After some more algebra, and then moving all terms with $x$ or $y$ to the left side of the equation (and all others to the right), the resulting equation is:

 $a^2 x^2 - c^2 x^2 + a^2 y^2$ $=$ $a^4 -a^2 c^2$ $(a^2 - c^2)x^2 + a^2 y^2$ $=$ $(a^2 - c^2) a^2$ $b^2 x^2 + a^2 y^2$ $=$ $a^2 b^2$ $x^2 / a^2 + y^2 / b^2$ $=$ $1$

This is the formula for the equation of an ellipse centered at $(0,0)$. Why can the substitution $b^2 = a^2-c^2$ be made?
1. Since $b$ is undefined so far, it can be defined as any value. Then, using the Pythagorean theorem, $a^2 + b^2 = c^2$, simply rearrange to solve for $b^2$.
2. Knowing that the semi-minor axis is $b$ units long, one can substitute the square of this value for $a^2-c^2$.
3. Since $b$ is not yet defined, it can be used to simplify the equation by defining $b^2 = a^2 - c^2$. A positive value for $a^2-c^2$ exists since $|a| > |c|$.
4. Projecting $b$, the length of the semi-minor axis, onto the semi-major axis it is seen that $b=a-c$. Then, simply square both sides of the equation.
Grade 11 Nonlinear Equations and Functions CCSS: HSG-GPE.A.3
J.
It can be shown that the value $b$ from the previous question relates to the vertices of the minor-axis. Specifically, the vertices are $(0,-b)$ and $(0,b)$. Looking at the positive vertex, it forms an isosceles triangle with the two foci. What is the length of the two congruent sides? How is this related to the previous question?
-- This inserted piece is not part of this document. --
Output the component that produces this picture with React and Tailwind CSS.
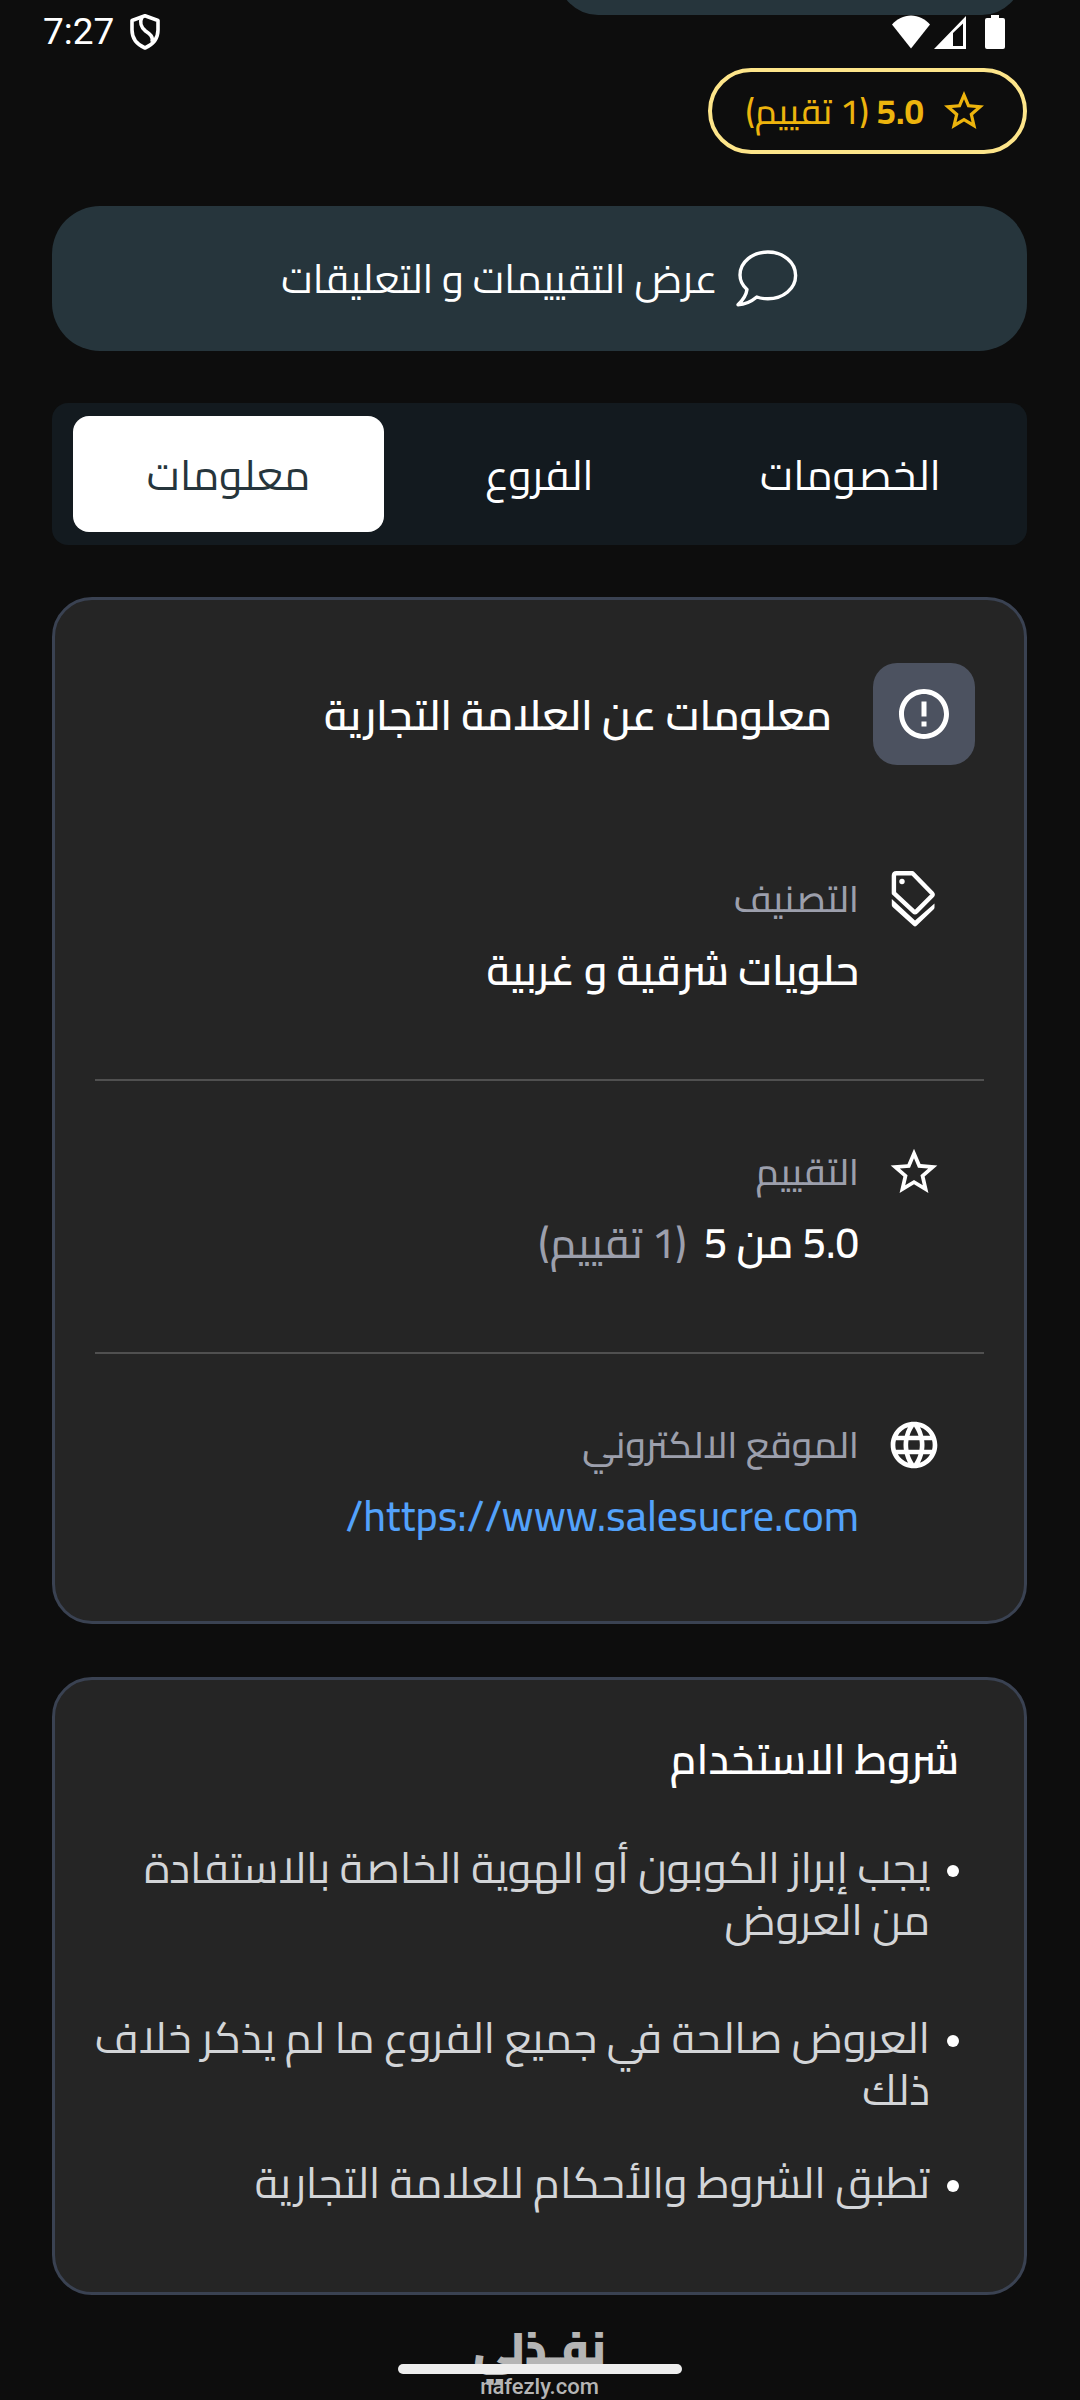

1. They each have a length of $2c$. Using the distance formula and looking at the difference of distances between the lengths just found and the other vertices of the major axes, one finds that $b = sqrt(a^2-c^2$.
2. They each have a length of $c$. Then, the right triangle formed between the vertices and the origin, and applying the Pythagorean theorem, results in $a^2 + b^2 = c^2$.
3. They each have a length of $a$. Looking at the right triangle formed by the origin, $F_1$, and the vertex $(0,b)$, and applying the Pythagorean theorem results in $a^2 = b^2 + c^2$.
4. They each have a length of $a/2$. Therefore, the sum of their lengths, $a$, can be used as a value equal to the sum of the lengths of $b$ and $c$.